• _What to work on_
Beneath this task is a listing. State how many of its lines include the string "index", giving nothing but the number.

═════ Source material

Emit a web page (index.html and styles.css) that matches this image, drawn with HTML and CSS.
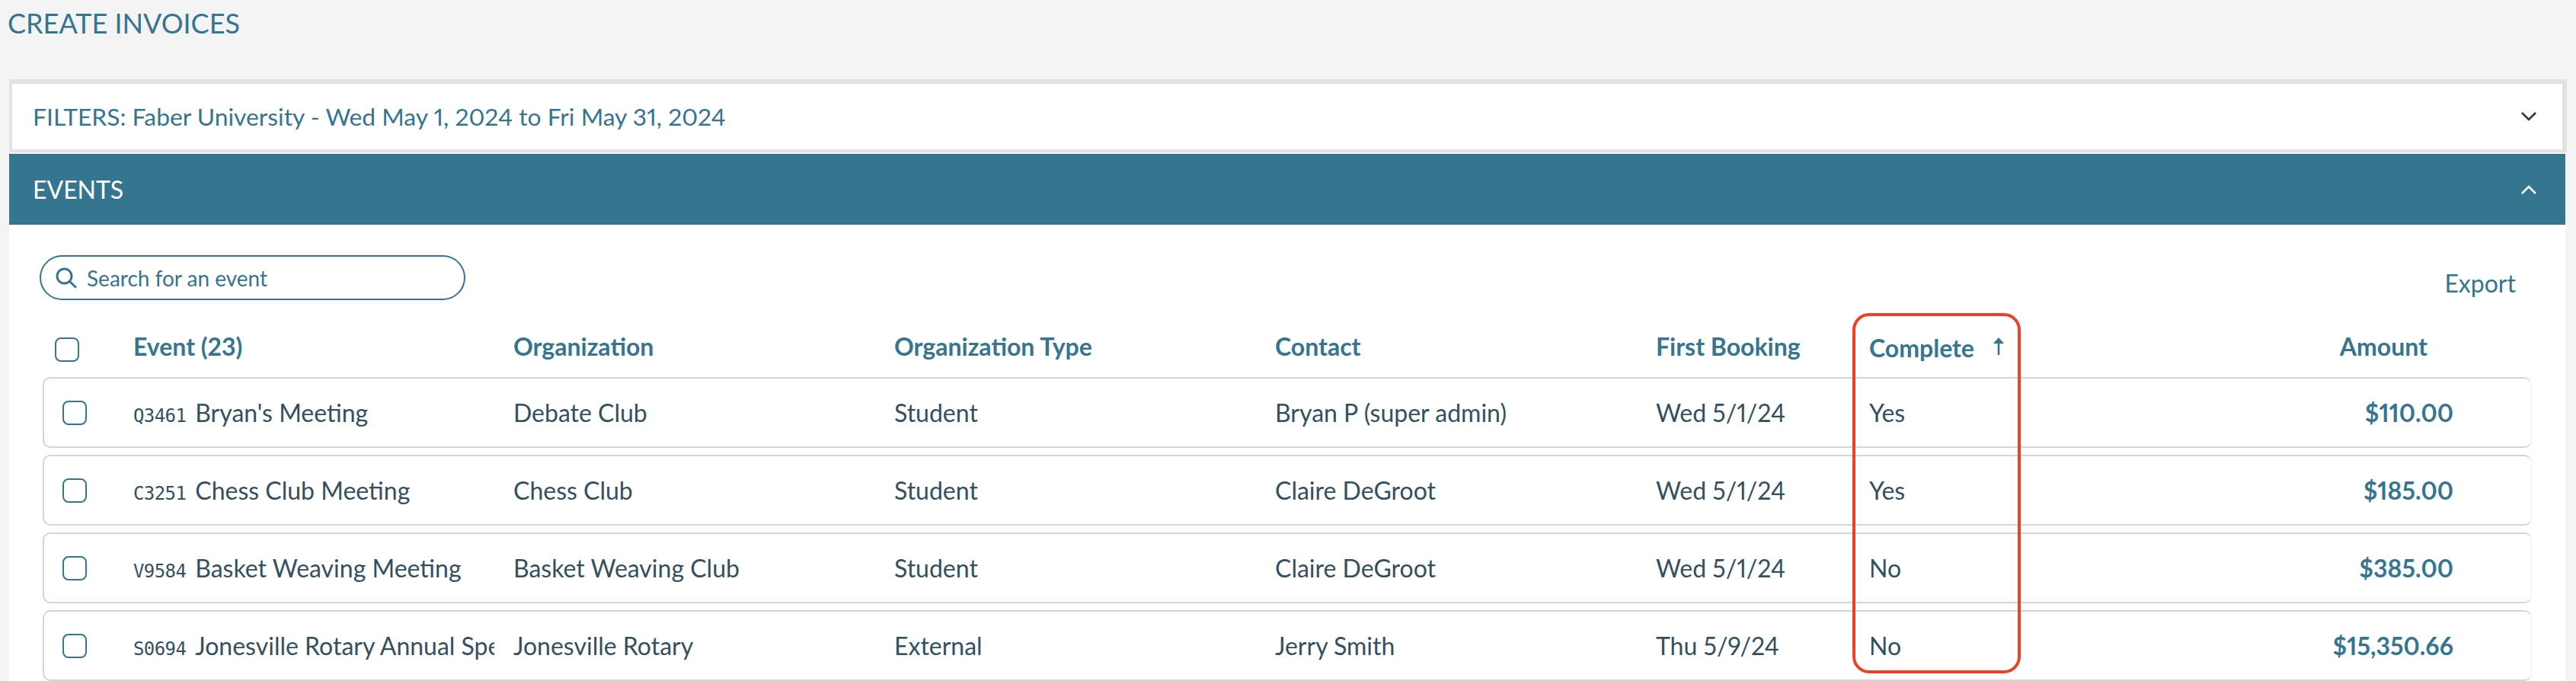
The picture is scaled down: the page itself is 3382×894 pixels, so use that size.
FILE: index.html
```html
<!DOCTYPE html>
<html lang="en">
<head>
    <meta charset="UTF-8">
    <title>Create Invoices</title>
    <link rel="stylesheet" href="styles.css">
</head>
<body>
    <h1 class="page-title">CREATE INVOICES</h1>

    <div class="filters">
        <span>FILTERS: Faber University - Wed May 1, 2024 to Fri May 31, 2024</span>
        <svg class="chevron" width="22" height="14" viewBox="0 0 22 14"><path d="M2 2l9 9 9-9" fill="none" stroke="#333" stroke-width="2.6"/></svg>
    </div>

    <div class="events">
        <div class="events-bar">
            <span>EVENTS</span>
            <svg class="chevron" width="22" height="14" viewBox="0 0 22 14"><path d="M2 12l9-9 9 9" fill="none" stroke="#fff" stroke-width="2.6"/></svg>
        </div>

        <div class="events-body">
            <div class="toolbar">
                <div class="search">
                    <svg width="30" height="30" viewBox="0 0 30 30"><circle cx="12.5" cy="12.5" r="9.5" fill="none" stroke="#357590" stroke-width="3"/><path d="M19.5 19.5l8.500 8" fill="none" stroke="#357590" stroke-width="3"/></svg>
                    <span>Search for an event</span>
                </div>
                <a class="export">Export</a>
            </div>

            <div class="table-head">
                <span class="checkbox"></span>
                <span>Event (23)</span>
                <span>Organization</span>
                <span>Organization Type</span>
                <span>Contact</span>
                <span>First Booking</span>
                <span class="sorted">Complete
                    <svg width="16" height="23" viewBox="0 0 16 23"><path d="M8 0l7 8H9.300v15H6.700V8H1z" fill="#357590"/></svg>
                </span>
                <span class="amount">Amount</span>
            </div>

            <div class="row">
                <span class="checkbox"></span>
                <span class="event"><code>Q3461</code>Bryan's Meeting</span>
                <span>Debate Club</span>
                <span>Student</span>
                <span>Bryan P (super admin)</span>
                <span>Wed 5/1/24</span>
                <span>Yes</span>
                <span class="amount">$110.00</span>
            </div>
            <div class="row">
                <span class="checkbox"></span>
                <span class="event"><code>C3251</code>Chess Club Meeting</span>
                <span>Chess Club</span>
                <span>Student</span>
                <span>Claire DeGroot</span>
                <span>Wed 5/1/24</span>
                <span>Yes</span>
                <span class="amount">$185.00</span>
            </div>
            <div class="row">
                <span class="checkbox"></span>
                <span class="event"><code>V9584</code>Basket Weaving Meeting</span>
                <span>Basket Weaving Club</span>
                <span>Student</span>
                <span>Claire DeGroot</span>
                <span>Wed 5/1/24</span>
                <span>No</span>
                <span class="amount">$385.00</span>
            </div>
            <div class="row">
                <span class="checkbox"></span>
                <span class="event"><code>S0694</code>Jonesville Rotary Annual Spe</span>
                <span>Jonesville Rotary</span>
                <span>External</span>
                <span>Jerry Smith</span>
                <span>Thu 5/9/24</span>
                <span>No</span>
                <span class="amount">$15,350.66</span>
            </div>
        </div>
    </div>

    <div class="highlight"></div>
</body>
</html>
```

FILE: styles.css
```css
html, body {
    height: 894px;
    overflow: hidden;
}
body {
    margin: 0;
    padding: 0 14px 0 12px;
    background-color: #f4f4f4;
    font-family: Lato, sans-serif;
    font-variant-numeric: proportional-nums;
    color: #34505f;
    position: relative;
}
.page-title {
    margin: 0;
    height: 104px;
    padding: 8px 0 0 0;
    box-sizing: border-box;
    margin-left: -2px;
    font-size: 36px;
    line-height: 44px;
    font-weight: 400;
    color: #357590;
}
.filters {
    height: 96px;
    box-sizing: border-box;
    margin-right: -2px;
    margin-bottom: 2px;
    padding: 0 33px 0 27px;
    display: flex;
    align-items: center;
    justify-content: space-between;
    background-color: white;
    border: solid #e2e2e2;
    border-width: 6px 6px 4px 4px;
    font-size: 31.8px;
    color: #357590;
}
.events {
    background-color: white;
    height: 692px;
}
.events-bar {
    height: 93px;
    padding: 0 37px 0 31px;
    display: flex;
    align-items: center;
    justify-content: space-between;
    background-color: #357590;
    color: white;
    font-size: 32px;
}
.events-body {
    padding: 40px 0 0 40px;
}
.toolbar {
    height: 59px;
    display: flex;
    justify-content: space-between;
    align-items: center;
}
.search {
    width: 559px;
    height: 59px;
    box-sizing: border-box;
    padding-left: 18px;
    display: flex;
    align-items: center;
    gap: 12px;
    border: 2px solid #357590;
    border-radius: 30px;
    font-size: 28px;
    color: #357590;
}
.export {
    margin: 0 65px 0 0;
    position: relative;
    top: 7px;
    font-size: 32px;
    color: #357590;
}
.checkbox {
    display: block;
    width: 32px;
    height: 32px;
    box-sizing: border-box;
    border: 2px solid #357590;
    border-radius: 8px;
}
.table-head, .row {
    display: grid;
    font-size: 32px;
}
.table-head {
    height: 52px;
    margin-top: 49px;
    padding: 0 181px 0 20px;
    box-sizing: border-box;
    grid-template-columns: 103px 499px 500px 500px 500px 280px 1fr auto;
    align-items: start;
    line-height: 24px;
    font-weight: 700;
    color: #357590;
}
.sorted svg {
    margin-left: 16px;
    vertical-align: 3px;
}
.row {
    height: 93px;
    box-sizing: border-box;
    width: 3268px;
    margin: 0 0 9px 4px;
    padding: 0 102px 0 24px;
    grid-template-columns: 93px 499px 500px 500px 500px 280px 1fr auto;
    align-items: center;
    background-color: white;
    border: 2px solid #d4d4d4;
    border-right: 1px solid #eee;
    border-radius: 10px;
}
.row .amount {
    font-weight: 700;
    color: #357590;
}
.event {
    white-space: nowrap;
    overflow: hidden;
    width: 474px;
}
code {
    font-family: "DejaVu Sans Mono", monospace;
    font-size: 24px;
    letter-spacing: -0.6px;
    margin-right: 12px;
}
.highlight {
    position: absolute;
    left: 2432px;
    top: 411px;
    width: 221px;
    height: 473px;
    box-sizing: border-box;
    border: 4px solid #ee4024;
    border-radius: 22px;
}
```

══════════

• _Correct result_
2